Given exercise — From the entries below, pull out each line where "this" appears.

Data extract —
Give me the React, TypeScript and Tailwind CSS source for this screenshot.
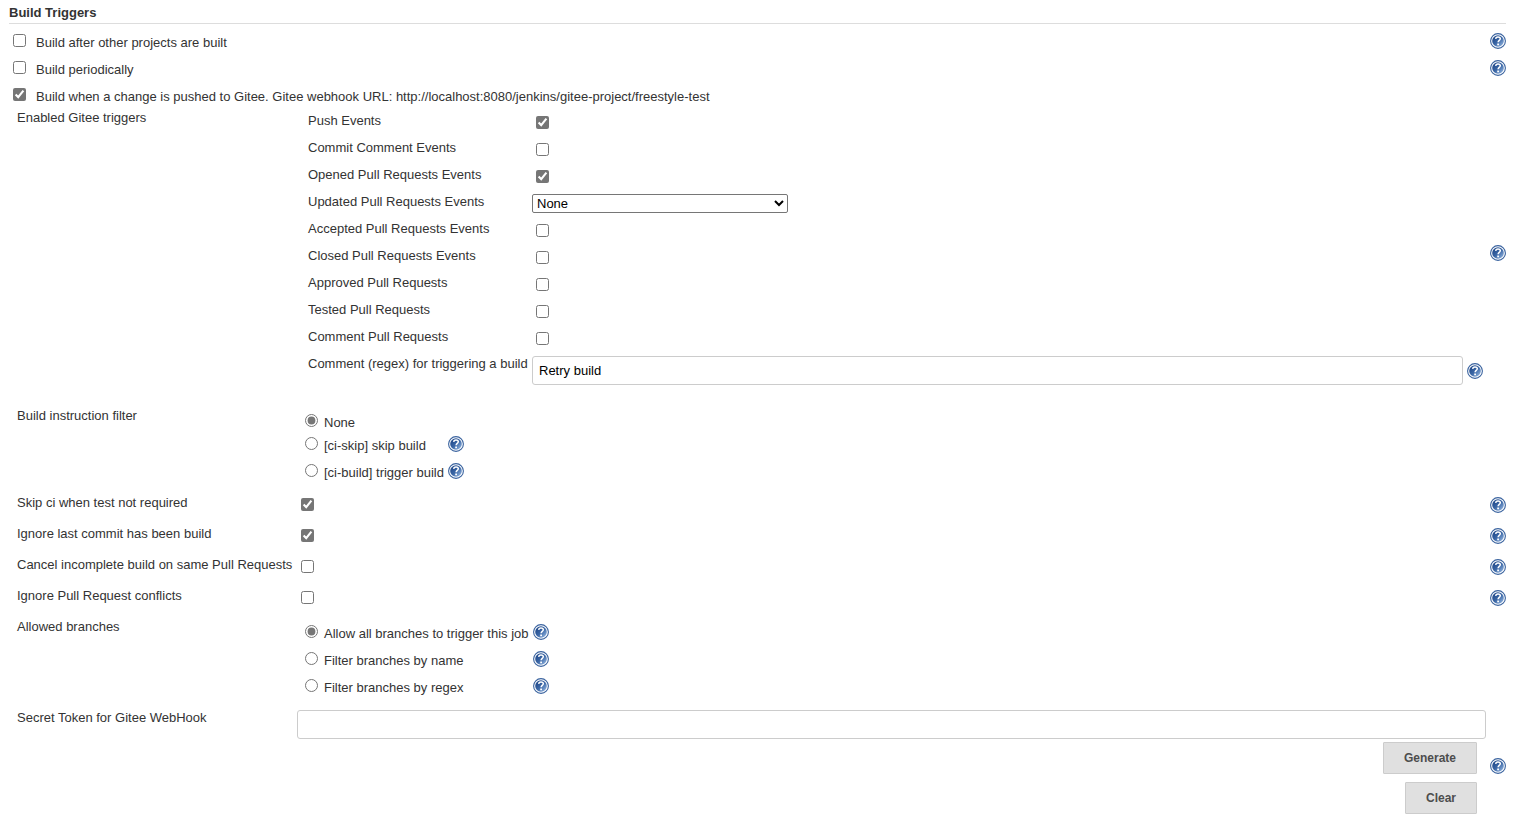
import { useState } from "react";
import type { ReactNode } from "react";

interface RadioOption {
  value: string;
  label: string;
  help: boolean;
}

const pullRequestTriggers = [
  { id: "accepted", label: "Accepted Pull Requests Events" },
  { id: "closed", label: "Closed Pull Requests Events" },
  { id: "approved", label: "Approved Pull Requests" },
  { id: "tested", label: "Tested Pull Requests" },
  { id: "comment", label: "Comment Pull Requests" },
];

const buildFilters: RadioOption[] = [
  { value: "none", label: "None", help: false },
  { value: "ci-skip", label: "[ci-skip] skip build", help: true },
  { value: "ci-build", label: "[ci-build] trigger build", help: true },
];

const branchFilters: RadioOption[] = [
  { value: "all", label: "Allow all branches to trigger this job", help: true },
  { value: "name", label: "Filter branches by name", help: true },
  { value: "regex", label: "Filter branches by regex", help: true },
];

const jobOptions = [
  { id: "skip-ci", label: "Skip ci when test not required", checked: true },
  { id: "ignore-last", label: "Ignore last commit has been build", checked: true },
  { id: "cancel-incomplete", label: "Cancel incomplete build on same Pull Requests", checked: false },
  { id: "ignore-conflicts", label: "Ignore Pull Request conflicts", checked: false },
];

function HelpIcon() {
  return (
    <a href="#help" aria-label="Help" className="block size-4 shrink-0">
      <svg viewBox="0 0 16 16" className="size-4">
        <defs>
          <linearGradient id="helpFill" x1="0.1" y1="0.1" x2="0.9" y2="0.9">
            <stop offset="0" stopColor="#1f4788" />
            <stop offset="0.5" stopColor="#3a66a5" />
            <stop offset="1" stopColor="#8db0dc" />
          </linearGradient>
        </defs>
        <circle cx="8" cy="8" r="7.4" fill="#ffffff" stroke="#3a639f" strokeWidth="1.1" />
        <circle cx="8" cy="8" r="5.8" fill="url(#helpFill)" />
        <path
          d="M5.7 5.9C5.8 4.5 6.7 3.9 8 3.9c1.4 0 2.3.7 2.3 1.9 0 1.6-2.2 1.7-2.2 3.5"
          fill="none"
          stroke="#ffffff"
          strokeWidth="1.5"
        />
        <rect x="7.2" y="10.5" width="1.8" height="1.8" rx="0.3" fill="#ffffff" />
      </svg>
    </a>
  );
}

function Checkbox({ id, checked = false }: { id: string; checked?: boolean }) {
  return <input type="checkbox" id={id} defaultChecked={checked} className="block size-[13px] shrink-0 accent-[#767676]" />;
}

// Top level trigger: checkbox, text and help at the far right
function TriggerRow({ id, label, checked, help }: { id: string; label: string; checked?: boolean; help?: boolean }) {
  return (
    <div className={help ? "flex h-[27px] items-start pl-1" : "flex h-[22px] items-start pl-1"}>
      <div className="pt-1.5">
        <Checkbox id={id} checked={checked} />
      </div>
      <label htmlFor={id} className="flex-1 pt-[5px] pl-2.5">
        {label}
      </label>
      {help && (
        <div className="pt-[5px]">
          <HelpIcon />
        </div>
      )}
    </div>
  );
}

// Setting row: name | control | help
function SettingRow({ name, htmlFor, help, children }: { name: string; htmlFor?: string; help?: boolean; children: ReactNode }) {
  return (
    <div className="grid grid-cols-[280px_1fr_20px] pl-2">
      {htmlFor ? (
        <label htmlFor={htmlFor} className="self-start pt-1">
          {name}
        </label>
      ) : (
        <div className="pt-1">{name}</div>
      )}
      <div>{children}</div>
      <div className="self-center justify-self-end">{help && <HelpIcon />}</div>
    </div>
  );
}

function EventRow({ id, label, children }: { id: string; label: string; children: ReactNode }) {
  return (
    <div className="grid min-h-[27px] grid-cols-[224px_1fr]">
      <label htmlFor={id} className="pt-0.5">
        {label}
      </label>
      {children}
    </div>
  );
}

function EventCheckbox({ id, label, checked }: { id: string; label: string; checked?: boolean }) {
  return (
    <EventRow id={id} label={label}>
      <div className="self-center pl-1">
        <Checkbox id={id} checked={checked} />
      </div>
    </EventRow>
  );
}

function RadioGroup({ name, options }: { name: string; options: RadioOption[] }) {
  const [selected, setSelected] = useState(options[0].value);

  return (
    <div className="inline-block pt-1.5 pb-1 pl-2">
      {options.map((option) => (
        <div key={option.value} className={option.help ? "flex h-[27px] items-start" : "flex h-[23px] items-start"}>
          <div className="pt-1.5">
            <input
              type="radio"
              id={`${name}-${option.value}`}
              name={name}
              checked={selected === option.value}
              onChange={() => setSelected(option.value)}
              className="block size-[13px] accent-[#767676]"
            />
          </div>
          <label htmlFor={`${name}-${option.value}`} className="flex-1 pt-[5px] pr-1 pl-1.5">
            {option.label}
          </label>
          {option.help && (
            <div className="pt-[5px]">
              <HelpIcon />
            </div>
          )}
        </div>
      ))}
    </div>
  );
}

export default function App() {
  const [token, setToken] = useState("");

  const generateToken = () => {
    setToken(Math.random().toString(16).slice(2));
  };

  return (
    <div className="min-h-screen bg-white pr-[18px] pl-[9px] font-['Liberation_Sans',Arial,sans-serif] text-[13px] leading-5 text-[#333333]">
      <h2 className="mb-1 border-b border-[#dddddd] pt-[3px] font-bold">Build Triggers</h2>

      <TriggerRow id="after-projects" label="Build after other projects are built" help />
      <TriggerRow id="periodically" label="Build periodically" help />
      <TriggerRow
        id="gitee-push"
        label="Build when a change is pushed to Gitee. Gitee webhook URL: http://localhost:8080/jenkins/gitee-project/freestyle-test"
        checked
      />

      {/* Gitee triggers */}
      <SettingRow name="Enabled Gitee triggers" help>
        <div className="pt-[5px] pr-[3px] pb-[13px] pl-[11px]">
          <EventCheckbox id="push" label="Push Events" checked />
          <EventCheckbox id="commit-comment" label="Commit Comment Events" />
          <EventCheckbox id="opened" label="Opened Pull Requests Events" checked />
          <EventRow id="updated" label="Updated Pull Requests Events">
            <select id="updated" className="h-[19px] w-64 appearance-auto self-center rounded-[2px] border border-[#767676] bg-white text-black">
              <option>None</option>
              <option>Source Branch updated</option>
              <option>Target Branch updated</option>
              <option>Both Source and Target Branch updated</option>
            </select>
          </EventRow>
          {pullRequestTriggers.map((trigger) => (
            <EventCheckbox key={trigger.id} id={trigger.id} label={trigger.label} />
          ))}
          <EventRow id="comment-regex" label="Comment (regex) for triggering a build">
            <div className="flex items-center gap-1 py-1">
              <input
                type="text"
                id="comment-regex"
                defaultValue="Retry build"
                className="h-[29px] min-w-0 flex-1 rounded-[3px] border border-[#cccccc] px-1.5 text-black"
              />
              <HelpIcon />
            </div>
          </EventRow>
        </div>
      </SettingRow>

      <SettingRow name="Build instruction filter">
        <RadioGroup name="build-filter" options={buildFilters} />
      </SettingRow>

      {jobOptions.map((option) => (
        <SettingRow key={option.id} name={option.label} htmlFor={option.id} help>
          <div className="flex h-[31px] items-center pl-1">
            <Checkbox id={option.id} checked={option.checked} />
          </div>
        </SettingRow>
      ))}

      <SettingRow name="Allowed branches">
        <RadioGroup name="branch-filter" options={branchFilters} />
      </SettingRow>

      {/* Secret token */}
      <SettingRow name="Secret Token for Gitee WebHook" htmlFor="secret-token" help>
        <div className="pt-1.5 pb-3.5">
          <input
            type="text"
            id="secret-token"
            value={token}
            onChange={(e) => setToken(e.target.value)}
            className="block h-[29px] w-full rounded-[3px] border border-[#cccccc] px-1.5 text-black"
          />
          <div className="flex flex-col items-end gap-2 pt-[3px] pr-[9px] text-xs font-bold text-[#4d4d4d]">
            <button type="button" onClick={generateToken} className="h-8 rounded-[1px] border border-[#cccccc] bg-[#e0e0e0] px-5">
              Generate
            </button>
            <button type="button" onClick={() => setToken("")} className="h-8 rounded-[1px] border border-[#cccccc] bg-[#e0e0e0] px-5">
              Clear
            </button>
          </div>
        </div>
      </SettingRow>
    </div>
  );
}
---
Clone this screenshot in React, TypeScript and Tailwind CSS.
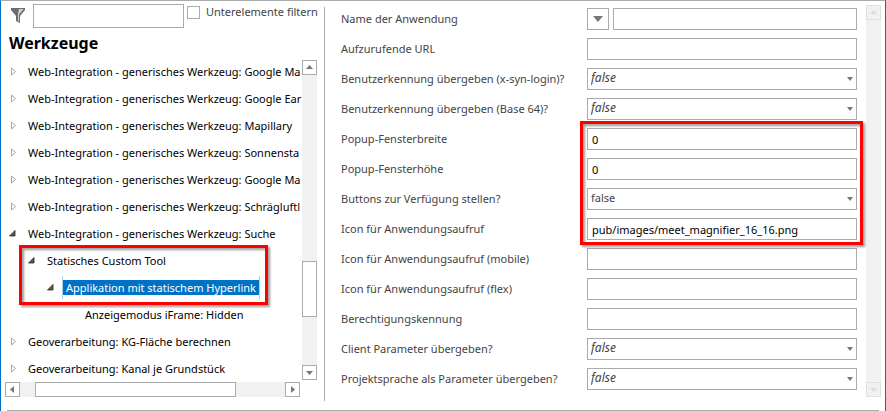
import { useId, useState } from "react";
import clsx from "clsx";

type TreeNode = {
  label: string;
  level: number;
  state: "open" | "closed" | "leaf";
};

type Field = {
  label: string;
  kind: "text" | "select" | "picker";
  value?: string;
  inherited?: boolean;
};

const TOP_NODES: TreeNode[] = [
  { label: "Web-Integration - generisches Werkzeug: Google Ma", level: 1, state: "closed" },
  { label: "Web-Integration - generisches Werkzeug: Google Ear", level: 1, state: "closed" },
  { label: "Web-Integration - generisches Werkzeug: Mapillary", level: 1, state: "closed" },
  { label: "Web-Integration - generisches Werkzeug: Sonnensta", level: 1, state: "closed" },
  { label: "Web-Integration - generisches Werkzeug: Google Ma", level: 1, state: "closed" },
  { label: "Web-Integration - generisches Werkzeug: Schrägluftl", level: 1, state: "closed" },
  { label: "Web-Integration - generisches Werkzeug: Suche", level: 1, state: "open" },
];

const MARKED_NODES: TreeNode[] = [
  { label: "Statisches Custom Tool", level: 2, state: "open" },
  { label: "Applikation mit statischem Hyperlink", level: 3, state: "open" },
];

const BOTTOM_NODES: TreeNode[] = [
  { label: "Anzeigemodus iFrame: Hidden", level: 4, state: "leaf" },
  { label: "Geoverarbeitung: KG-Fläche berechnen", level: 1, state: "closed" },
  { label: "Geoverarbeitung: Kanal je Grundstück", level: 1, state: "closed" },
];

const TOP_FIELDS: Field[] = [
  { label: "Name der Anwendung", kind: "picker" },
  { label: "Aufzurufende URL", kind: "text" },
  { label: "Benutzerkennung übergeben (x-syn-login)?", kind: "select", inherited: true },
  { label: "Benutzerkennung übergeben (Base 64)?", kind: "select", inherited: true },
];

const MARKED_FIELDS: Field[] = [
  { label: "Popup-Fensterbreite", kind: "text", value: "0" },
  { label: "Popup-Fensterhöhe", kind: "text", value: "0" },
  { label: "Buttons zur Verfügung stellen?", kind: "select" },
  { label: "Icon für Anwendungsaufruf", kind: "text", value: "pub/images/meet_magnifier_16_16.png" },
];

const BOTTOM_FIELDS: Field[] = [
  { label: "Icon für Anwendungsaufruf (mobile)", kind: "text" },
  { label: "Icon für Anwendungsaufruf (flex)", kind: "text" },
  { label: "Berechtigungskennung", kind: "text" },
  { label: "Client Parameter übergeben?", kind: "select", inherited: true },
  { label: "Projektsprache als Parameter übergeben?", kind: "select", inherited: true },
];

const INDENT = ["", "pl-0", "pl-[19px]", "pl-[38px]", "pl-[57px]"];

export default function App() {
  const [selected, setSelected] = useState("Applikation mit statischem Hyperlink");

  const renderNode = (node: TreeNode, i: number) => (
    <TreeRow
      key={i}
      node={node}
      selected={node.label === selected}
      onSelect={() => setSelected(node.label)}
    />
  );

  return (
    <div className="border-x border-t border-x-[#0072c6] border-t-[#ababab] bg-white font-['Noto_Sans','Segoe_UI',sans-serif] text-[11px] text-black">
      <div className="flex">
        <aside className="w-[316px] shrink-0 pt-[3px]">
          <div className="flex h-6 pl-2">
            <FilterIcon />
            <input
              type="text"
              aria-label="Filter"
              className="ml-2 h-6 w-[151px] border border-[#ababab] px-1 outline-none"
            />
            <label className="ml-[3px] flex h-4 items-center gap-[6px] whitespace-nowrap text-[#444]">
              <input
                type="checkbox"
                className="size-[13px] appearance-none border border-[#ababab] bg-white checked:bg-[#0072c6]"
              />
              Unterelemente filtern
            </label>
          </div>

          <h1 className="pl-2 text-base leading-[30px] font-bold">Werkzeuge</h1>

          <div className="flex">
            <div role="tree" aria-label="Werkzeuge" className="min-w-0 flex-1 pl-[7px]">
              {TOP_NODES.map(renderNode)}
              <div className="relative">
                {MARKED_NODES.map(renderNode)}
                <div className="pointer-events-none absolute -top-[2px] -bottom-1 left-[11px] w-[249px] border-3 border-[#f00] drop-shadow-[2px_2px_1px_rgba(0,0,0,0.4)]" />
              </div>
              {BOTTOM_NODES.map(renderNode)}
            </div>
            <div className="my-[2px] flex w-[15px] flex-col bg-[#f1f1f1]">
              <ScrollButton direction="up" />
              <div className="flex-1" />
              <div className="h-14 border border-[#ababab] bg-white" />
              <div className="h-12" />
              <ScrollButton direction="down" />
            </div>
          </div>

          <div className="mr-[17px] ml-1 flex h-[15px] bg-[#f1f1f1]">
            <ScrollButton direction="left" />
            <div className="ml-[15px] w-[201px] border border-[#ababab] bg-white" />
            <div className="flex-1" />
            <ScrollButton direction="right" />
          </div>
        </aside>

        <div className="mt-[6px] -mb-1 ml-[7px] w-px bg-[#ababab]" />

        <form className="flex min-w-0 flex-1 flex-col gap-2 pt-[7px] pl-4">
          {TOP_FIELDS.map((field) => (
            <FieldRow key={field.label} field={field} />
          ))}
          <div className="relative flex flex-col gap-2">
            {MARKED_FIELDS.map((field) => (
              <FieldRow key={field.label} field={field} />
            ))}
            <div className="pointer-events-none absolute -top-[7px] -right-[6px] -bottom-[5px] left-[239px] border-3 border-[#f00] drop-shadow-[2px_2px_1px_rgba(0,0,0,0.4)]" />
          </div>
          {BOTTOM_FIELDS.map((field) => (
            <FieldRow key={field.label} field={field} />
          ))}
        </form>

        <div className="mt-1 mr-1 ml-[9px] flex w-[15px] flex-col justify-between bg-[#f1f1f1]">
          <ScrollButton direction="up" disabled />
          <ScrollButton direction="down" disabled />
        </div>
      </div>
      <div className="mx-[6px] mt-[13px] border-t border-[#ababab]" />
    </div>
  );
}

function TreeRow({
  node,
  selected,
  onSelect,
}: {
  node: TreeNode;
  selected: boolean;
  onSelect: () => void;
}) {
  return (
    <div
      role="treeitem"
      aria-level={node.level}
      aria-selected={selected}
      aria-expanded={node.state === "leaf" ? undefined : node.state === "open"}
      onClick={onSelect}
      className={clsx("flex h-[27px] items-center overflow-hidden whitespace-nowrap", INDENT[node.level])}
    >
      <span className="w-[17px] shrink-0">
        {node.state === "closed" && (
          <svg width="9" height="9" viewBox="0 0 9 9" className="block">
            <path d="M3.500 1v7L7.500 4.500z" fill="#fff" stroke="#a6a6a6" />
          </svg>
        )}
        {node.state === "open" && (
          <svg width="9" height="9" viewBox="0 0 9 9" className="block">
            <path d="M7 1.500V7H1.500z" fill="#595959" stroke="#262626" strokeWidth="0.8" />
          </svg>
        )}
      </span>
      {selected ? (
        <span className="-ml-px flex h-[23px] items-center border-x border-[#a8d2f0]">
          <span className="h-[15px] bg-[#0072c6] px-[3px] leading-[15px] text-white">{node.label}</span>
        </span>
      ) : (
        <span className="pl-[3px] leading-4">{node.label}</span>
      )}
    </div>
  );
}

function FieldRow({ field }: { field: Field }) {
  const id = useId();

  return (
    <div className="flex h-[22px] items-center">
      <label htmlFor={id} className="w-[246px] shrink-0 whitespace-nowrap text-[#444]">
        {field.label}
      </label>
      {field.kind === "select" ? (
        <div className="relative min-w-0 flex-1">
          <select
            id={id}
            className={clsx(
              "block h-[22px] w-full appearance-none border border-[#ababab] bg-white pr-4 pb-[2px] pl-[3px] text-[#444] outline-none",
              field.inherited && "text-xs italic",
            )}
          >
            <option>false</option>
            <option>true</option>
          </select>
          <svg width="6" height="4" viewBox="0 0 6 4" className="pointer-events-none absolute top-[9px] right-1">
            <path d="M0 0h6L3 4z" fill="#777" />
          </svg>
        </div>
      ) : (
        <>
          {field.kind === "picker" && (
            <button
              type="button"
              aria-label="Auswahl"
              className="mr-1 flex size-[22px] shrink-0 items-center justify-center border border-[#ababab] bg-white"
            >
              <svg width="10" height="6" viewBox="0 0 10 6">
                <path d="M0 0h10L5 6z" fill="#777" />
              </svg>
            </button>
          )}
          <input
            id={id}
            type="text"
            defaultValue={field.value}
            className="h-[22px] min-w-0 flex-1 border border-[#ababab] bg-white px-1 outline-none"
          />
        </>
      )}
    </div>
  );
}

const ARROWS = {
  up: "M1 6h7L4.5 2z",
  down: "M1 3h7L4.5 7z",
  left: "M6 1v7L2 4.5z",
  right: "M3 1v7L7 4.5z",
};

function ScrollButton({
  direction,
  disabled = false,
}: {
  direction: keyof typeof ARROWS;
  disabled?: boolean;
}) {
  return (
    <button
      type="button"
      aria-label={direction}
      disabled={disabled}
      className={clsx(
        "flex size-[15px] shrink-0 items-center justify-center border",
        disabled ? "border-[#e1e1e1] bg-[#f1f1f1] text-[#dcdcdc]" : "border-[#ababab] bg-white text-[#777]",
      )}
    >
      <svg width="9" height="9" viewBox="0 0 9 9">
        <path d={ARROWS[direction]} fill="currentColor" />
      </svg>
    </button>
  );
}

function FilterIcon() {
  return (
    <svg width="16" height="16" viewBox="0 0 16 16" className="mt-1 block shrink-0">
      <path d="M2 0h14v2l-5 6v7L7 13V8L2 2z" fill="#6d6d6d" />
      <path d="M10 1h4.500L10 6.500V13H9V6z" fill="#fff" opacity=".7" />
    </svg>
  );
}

Exercise output —
Give me the React, TypeScript and Tailwind CSS source for this screenshot.
  { value: "all", label: "Allow all branches to trigger this job", help: true },
Clone this screenshot in React, TypeScript and Tailwind CSS.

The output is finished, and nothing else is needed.